The ideal gas law is PV = nRT, a relationship that links pressure, volume, temperature, and amount of gas in moles for an ideal gas. It provides a simplified equation of state that is most accurate when interactions between molecules are negligible. Core idea is that the product of pressure and volume scales with the amount and temperature of gas.

Why is the constant R important?

R, the universal gas constant, makes PV = nRT dimensionally consistent and numerically coherent across units. Its value depends on the chosen units (for example, 0.082057 L·atm·mol⁻¹·K⁻¹ or 8.314 J·mol⁻¹·K⁻¹), which is essential for correct calculations in different contexts. Constants anchor the equation across unit systems.

When does the ideal gas law fail?

The law fails when gas molecules experience strong intermolecular forces or occupy significant volume relative to the container-conditions typical at high pressures and low temperatures. Under these circumstances, deviations are described by real gas models using compressibility factors or equations of state. Limitations guide us to more accurate models for extreme conditions.

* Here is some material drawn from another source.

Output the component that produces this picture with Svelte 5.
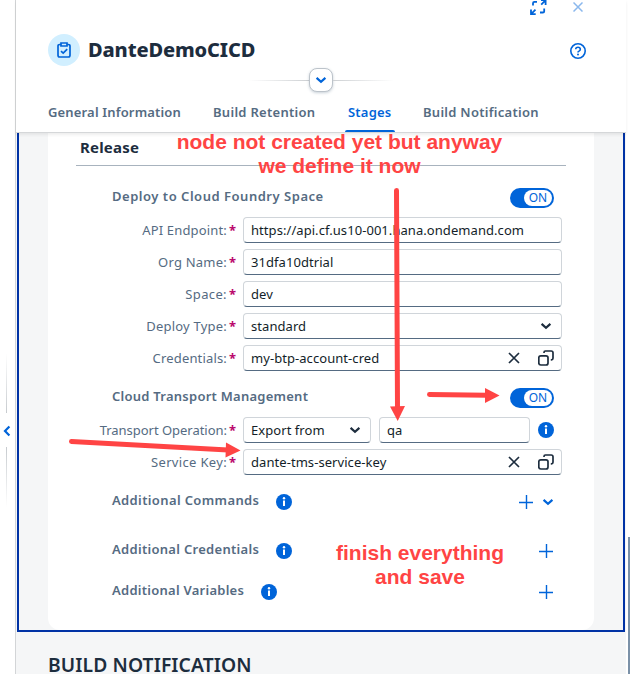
<script>
  const tabs = [
    { name: 'General Information', left: 0, width: 133, track: 0.16 },
    { name: 'Build Retention', left: 32, width: 103, track: 0.28 },
    { name: 'Stages', left: 32, width: 44, track: 0.2, active: true },
    { name: 'Build Notification', left: 31, width: 116, track: 0.27 }
  ];
  const fields = [
    { label: 'API Endpoint', value: 'https://api.cf.us10-001.hana.ondemand.com', track: 0.16 },
    { label: 'Org Name', value: '31dfa10dtrial', track: 0.22 },
    { label: 'Space', value: 'dev', track: 0.35 },
    { label: 'Deploy Type', value: 'standard', track: 0.2, kind: 'select' },
    { label: 'Credentials', value: 'my-btp-account-cred', track: 0.16, kind: 'help' }
  ];
  const extras = [
    { name: 'Additional Commands', track: 0.37, menu: true },
    { name: 'Additional Credentials', track: 0.3 },
    { name: 'Additional Variables', track: 0.26 }
  ];
</script>

{#snippet chevron()}
  <svg class="chevron" width="12" height="8" viewBox="0 0 12 8"><path d="M1.6 1.9 6 5.8l4.4-3.9" /></svg>
{/snippet}
{#snippet info()}
  <svg class="info" width="16" height="16" viewBox="0 0 16 16"><circle cx="8" cy="8" r="8" /><path d="M8 6.400V12" /><circle class="dot" cx="8" cy="4.200" r="1.200" /></svg>
{/snippet}
{#snippet plus()}
  <svg class="plus" width="14" height="14" viewBox="0 0 14 14"><path d="M7.500 0v14M0 7.500h14" /></svg>
{/snippet}
{#snippet valueHelp()}
  <span class="tools">
    <svg width="12" height="12" viewBox="0 0 12 12"><path d="m1 1 10 10M11 1 1 11" /></svg>
    <svg width="16" height="16" viewBox="0 0 16 16"><rect x=".8" y="5.8" width="9.2" height="9.2" rx="2" /><path d="M6 3V2.4Q6 1 7.4 1h5.8Q15 1 15 2.8v5.4Q15 9.8 13.4 9.8h-.6" /></svg>
  </span>
{/snippet}
{#snippet toggle()}
  <span class="switch"><b>ON</b></span>
{/snippet}

<div class="screen">
  <aside>
    <i class="rail up"></i>
    <svg width="8" height="12" viewBox="0 0 8 12"><path d="M6.4 1.5 2 6l4.4 4.5" /></svg>
    <i class="rail down"></i>
  </aside>
  <main>
    <header>
      <div class="window-tools">
        <svg width="18" height="18" viewBox="0 0 18 18"><path d="M4 7.500V5.200Q4 3.800 5.400 3.800H8M15.200 10.500v2.700q0 1.300-1.300 1.300H11M12 2.200h4.600V7M16.600 2.200 12.200 6.600M2 11.500V16.200h4.700M2 16.200l4.500-4.500" /></svg>
        <svg class="close" width="10" height="10" viewBox="0 0 10 10"><path d="m.5.5 9 9M9.5.5l-9 9" /></svg>
      </div>
      <div class="title">
        <span class="avatar"><svg width="14" height="16" viewBox="0 0 14 16"><path d="M4 2.5H2.8Q1 2.5 1 4v9.3Q1 15 2.7 15h8.6q1.7 0 1.7-1.7V4q0-1.5-1.8-1.5H10M4 1h6v3H4ZM4 9.2l2.2 2 4-4" /></svg></span>
        <h1>DanteDemoCICD</h1>
        <svg class="question" width="16" height="16" viewBox="0 0 16 16"><circle cx="8" cy="8" r="7.2" /><path d="M5.7 6.2Q5.8 4.2 8 4.2t2.3 2Q10.3 7.4 9 8.1q-1 .5-1 1.3" /><circle class="dot" cx="8" cy="11.6" r="1" /></svg>
      </div>
      <div class="expander"><i></i><button aria-label="Expand header">{@render chevron()}</button><i class="right"></i></div>
      <nav>
        {#each tabs as tab}
          <span class:active={tab.active} style:margin-left="{tab.left}px" style:width="{tab.width}px" style:letter-spacing="{tab.track}px">{tab.name}</span>
        {/each}
      </nav>
    </header>

    <section class="stage">
      <div class="card">
        <h2>Release</h2>
        <div class="heading deploy"><h3>Deploy to Cloud Foundry Space</h3>{@render toggle()}</div>
        <div class="form">
          {#each fields as field}
            <div class="row">
              <label style:letter-spacing="{field.track}px">{field.label}:<em>*</em></label>
              <div class="input">
                <span>{field.value}</span>
                {#if field.kind === 'select'}{@render chevron()}{/if}
                {#if field.kind === 'help'}{@render valueHelp()}{/if}
              </div>
            </div>
          {/each}
        </div>
        <div class="heading transport"><h3>Cloud Transport Management</h3>{@render toggle()}</div>
        <div class="form">
          <div class="row">
            <label class="tight">Transport Operation:<em>*</em></label>
            <div class="input operation"><span>Export from</span>{@render chevron()}</div>
            <div class="input node"><span>qa</span></div>
            {@render info()}
          </div>
          <div class="row">
            <label class="wide">Service Key:<em>*</em></label>
            <div class="input"><span>dante-tms-service-key</span>{@render valueHelp()}</div>
          </div>
        </div>
        <div class="extras">
          {#each extras as extra}
            <div class="extra" class:first={extra.menu}>
              <h3 style:letter-spacing="{extra.track}px">{extra.name}</h3>{@render info()}
              <span class="actions">{@render plus()}{#if extra.menu}{@render chevron()}{/if}</span>
            </div>
          {/each}
        </div>
      </div>
    </section>
    <h2 class="next">BUILD NOTIFICATION</h2>
  </main>
  <i class="scrollbar"></i>

  <div class="note define"><span>node not created yet but anyway</span><br />we define it now</div>
  <div class="note finish">finish everything<br />and save</div>
  <svg class="arrows" width="630" height="674" viewBox="0 0 630 674">
    <path d="M396.5 190.500 397.500 408M429.500 394.500 487 395.200M71.500 441.500 228 450" />
    <polygon points="390,406.500 405,406 397.700,421" /><polygon points="485,388 499.500,395.500 485,403" /><polygon points="226,442.500 240.500,450.500 225.500,457.500" />
  </svg>
</div>

<style>
  :global(body) { margin: 0; background: #fff; }
  * { box-sizing: border-box; }
  svg { fill: none; stroke: #0064d9; stroke-width: 1.7; flex: none; display: block; }
  h1, h2, h3 { margin: 0; white-space: nowrap; }
  .screen { position: relative; display: flex; width: 630px; height: 674px; overflow: hidden; background: #fff; font-family: "Noto Sans", sans-serif; font-size: 13px; color: #1d2d3e; }
  aside { width: 15px; padding: 353px 0 0 3px; flex: none; }
  aside svg { margin: 12px 0 10px; stroke-width: 2.2; }
  .rail { display: block; width: 1px; height: 60px; margin-left: 3px; background: linear-gradient(transparent, #c7cbcf); }
  .rail.down { background: linear-gradient(#c7cbcf, transparent); }
  main { width: 611px; height: 674px; border-left: 1px solid #d3d5d7; background: #f5f6f7; flex: none; }
  header { position: relative; z-index: 1; height: 133px; background: #fff; border-bottom: 1px solid #d5d7d9; box-shadow: 0 2px 3px #00000012; }
  .window-tools { display: flex; height: 27px; padding-left: 513px; gap: 26px; }
  .window-tools svg { margin-top: -2px; stroke-width: 1.8; }
  .window-tools .close { margin-top: 2px; opacity: .45; stroke-width: 1.5; }
  .title { display: flex; align-items: center; height: 46px; padding-left: 32px; }
  .avatar { display: grid; place-items: center; width: 32px; height: 32px; border-radius: 50%; background: #d1efff; }
  h1 { width: 482px; margin-left: 8px; font: 800 20px/28px "Noto Sans", sans-serif; letter-spacing: -.13px; }
  .question { stroke-width: 1.6; margin-top: 2px; }
  .question .dot { fill: #0064d9; stroke: none; }
  .expander { display: flex; align-items: center; justify-content: center; height: 14px; width: 610px; }
  .expander i { width: 61px; height: 1px; background: linear-gradient(90deg, transparent, #cdd0d3); }
  .expander i.right { background: linear-gradient(90deg, #cdd0d3, transparent); }
  .expander button { display: grid; place-items: center; width: 24px; height: 24px; flex: none; padding: 0; border: 1px solid #bcc3ca; border-radius: 8px; background: #fff; box-shadow: 0 1px 3px #5b738b55; }
  nav { display: flex; height: 45px; padding: 15px 0 0 32px; }
  nav span { position: relative; font-weight: 600; line-height: 20px; color: #556b82; white-space: nowrap; }
  nav .active { color: #0064d9; }
  nav .active::after { content: ""; position: absolute; left: -3px; right: -3px; bottom: 0; height: 2px; background: #0064d9; border-radius: 2px 2px 0 0; }
  .stage { width: 608px; height: 499px; margin-left: 1px; padding: 0 29px; border: 2px solid #0032a5; border-top: 0; }
  .card { height: 497px; background: #fff; border-radius: 0 0 12px 12px; }
  .card h2 { height: 33px; margin: 0 28px; padding-left: 4px; border-bottom: 1px solid #a8b3be; font-size: 15px; line-height: 29px; letter-spacing: .2px; }
  .heading { display: flex; align-items: center; justify-content: space-between; height: 20px; padding: 0 40px 0 64px; }
  .heading.deploy { margin-top: 22px; }
  .heading.transport { margin-top: 17px; }
  h3 { font-size: 13px; font-weight: 600; line-height: 18px; color: #556b82; }
  .heading h3 { margin-top: -5px; }
  .deploy h3 { letter-spacing: .52px; }
  .transport h3 { letter-spacing: .25px; }
  .switch { display: flex; justify-content: flex-end; width: 44px; height: 20px; padding: 2px; border-radius: 10px; background: #0064d9; }
  .switch b { width: 28px; height: 16px; border-radius: 8px; background: #fff; color: #0064d9; font-weight: 400; font-size: 12px; line-height: 16px; text-align: center; }
  .form { display: flex; flex-direction: column; gap: 6px; margin-top: 9px; }
  .row { display: flex; align-items: center; height: 26px; }
  label { width: 188px; margin-right: 7px; text-align: right; color: #556b82; white-space: nowrap; }
  label.tight { letter-spacing: -.03px; }
  label.wide { letter-spacing: .33px; }
  label em { margin-left: 2px; color: #ba066c; font-style: normal; font-weight: 700; letter-spacing: 0; }
  .input { display: flex; align-items: center; width: 319px; height: 26px; padding: 0 8px 0 7px; border: 1px solid #d0d5da; border-bottom-color: #556b82; border-radius: 4px; white-space: nowrap; line-height: 18px; color: #131e29; letter-spacing: .06px; }
  .input > span:first-child { flex: 1; }
  .input svg { stroke: #1d2d3e; }
  .input > .chevron { stroke-width: 2.2; margin-right: 1px; }
  .input.operation { width: 128px; }
  .input.node { width: 151px; margin: 0 8px; }
  .tools { display: flex; align-items: center; gap: 18px; margin-right: -1px; }
  .info circle { fill: #0064d9; stroke: none; }
  .info path { stroke: #fff; stroke-width: 2; }
  .info .dot { fill: #fff; }
  .chevron { stroke-width: 2.2; }
  .plus { stroke-width: 1.4; }
  .extras { margin-top: 14px; }
  .extra { display: flex; align-items: center; height: 25px; margin: 0 40px 16px 64px; }
  .extra.first { margin-bottom: 24px; }
  .extra h3 { margin: -4px 17px 0 0; }
  .extra .actions { display: flex; align-items: center; gap: 9px; margin-left: auto; margin-right: 1px; }
  .extra.first .actions { margin-right: 0; }
  .next { margin: 24px 0 0 32px; font-size: 19.300px; line-height: 18px; font-weight: 600; letter-spacing: .1px; }
  .scrollbar { position: absolute; right: 0; top: 537px; width: 2px; height: 137px; background: #7b91a8; }
  .note { position: absolute; z-index: 2; color: #ff4444; font: 700 21px/24px "Liberation Sans", Arial, sans-serif; text-align: center; white-space: nowrap; }
  .define { left: 169.500px; top: 130px; width: 340px; }
  .finish { left: 320px; top: 541px; width: 200px; }
  .arrows { position: absolute; z-index: 3; left: 0; top: 0; pointer-events: none; }
  .arrows path { stroke: #ff4444; stroke-width: 5; stroke-linecap: round; }
  .arrows polygon { fill: #ff4444; stroke: none; }
</style>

How can I use PV = nRT in practice?

In practice, identify which three quantities are known and solve for the fourth. For instance, if you know P, V, and T, you can compute n = PV/RT. If you know n, V, and T, you can solve for P = nRT/V. This straightforward method makes PV = nRT a versatile tool in labs and industry. Problem-solving strategy centers on isolating the desired variable and substituting measured values.